Localizing Alphabets with RWCString and RWWString

SourcePro Core : Essential Tools Module User's Guide : Internationalization Classes : Localizing Alphabets with RWCString and RWWString

The Essential Tools Module allows the use of multibyte and wide-character encodings. Because 8 bits is often not enough to represent all the character glyphs of various languages, the Essential Tools Module also allows two kinds of extensions: multibyte and wide-character encodings.

Multibyte encodings use a sequence of one or more bytes to represent a single character. (Typically the ASCII characters are still one byte long.) These encodings are compact, but may be inconvenient for indexing and substring operations. Wide character encodings, in contrast, place each character in a 16- or 32-bit integral type called a wchar_t, and represent a string as an array of wchar_t. Usually it is possible to translate a string encoded in one form into the other.

The two efficient string types in the Essential Tools Module, RWCString and RWWString, were discussed in Chapter 3. RWCString represents strings of 8-bit chars, with some support for multibyte strings. RWWString represents strings of wchar_t. Both provide access to Standard C Library support for local collation conventions with the member function collate() and the global function strXForm(). In addition, the library provides conversions between wide and multibyte representations. The wide- and multibyte-character encodings used are those of the host system.

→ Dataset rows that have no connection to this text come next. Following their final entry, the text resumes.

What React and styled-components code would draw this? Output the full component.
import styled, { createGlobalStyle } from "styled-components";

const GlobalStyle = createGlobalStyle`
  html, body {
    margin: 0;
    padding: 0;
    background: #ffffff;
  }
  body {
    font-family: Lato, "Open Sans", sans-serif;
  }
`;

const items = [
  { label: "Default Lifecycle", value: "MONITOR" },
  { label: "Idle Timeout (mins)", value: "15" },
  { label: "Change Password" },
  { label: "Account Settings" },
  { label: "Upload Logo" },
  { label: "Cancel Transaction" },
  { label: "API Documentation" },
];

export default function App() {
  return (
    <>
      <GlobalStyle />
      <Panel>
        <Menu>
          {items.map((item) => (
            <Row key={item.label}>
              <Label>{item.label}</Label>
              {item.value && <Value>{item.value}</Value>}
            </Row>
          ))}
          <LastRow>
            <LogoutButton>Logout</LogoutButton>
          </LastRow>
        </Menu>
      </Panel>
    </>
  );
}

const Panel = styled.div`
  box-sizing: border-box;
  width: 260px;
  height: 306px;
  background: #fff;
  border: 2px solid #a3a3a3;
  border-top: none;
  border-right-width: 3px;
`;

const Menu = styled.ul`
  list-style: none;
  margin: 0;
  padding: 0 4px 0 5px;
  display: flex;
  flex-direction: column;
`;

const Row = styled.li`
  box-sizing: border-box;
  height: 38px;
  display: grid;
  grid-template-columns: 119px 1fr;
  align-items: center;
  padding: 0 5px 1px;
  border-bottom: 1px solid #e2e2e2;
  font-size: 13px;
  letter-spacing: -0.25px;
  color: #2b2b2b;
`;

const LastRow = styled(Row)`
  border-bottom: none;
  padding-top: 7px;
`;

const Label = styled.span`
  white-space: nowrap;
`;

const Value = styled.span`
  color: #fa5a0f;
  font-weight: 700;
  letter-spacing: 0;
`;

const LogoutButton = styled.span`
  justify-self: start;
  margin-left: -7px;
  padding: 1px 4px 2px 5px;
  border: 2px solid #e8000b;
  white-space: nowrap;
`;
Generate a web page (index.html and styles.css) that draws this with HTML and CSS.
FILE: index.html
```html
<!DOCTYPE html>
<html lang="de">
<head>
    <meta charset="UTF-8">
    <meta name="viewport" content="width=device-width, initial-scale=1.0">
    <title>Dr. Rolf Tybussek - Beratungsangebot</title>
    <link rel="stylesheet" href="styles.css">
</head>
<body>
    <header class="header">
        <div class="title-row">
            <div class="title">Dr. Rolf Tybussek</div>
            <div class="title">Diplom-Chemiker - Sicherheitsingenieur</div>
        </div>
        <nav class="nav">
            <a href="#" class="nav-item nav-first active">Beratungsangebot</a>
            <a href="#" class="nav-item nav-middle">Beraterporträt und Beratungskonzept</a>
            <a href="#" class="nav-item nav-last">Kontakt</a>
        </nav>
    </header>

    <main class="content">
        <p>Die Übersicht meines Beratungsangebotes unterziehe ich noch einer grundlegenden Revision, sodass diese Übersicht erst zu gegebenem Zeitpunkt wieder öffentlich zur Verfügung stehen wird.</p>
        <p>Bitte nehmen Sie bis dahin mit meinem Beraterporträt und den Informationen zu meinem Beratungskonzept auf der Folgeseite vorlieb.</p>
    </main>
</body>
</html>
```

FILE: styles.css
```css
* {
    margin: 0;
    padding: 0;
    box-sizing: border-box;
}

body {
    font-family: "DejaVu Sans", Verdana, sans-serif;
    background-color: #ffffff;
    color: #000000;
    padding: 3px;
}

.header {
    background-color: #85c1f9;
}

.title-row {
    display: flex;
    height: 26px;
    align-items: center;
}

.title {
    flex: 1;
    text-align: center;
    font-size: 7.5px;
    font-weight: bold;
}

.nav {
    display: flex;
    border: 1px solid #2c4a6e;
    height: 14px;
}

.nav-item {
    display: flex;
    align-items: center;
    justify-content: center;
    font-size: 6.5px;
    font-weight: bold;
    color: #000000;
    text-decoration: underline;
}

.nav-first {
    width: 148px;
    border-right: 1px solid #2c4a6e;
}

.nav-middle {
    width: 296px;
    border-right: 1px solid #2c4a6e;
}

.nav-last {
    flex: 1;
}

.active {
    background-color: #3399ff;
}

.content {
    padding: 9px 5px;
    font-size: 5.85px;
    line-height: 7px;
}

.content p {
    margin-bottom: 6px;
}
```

But representation of alphabets can be even more complex. For example, is a character upper case, lower case, or neither? In a sorted list, where do you put the names that begin with accented letters? What about Cyrillic names? How are wide-character strings represented on byte streams? Standards bodies and corporate labs are discussing these issues, but the results are not yet portable. For the time being, the Essential Tools Module strives to make best use of what they provide.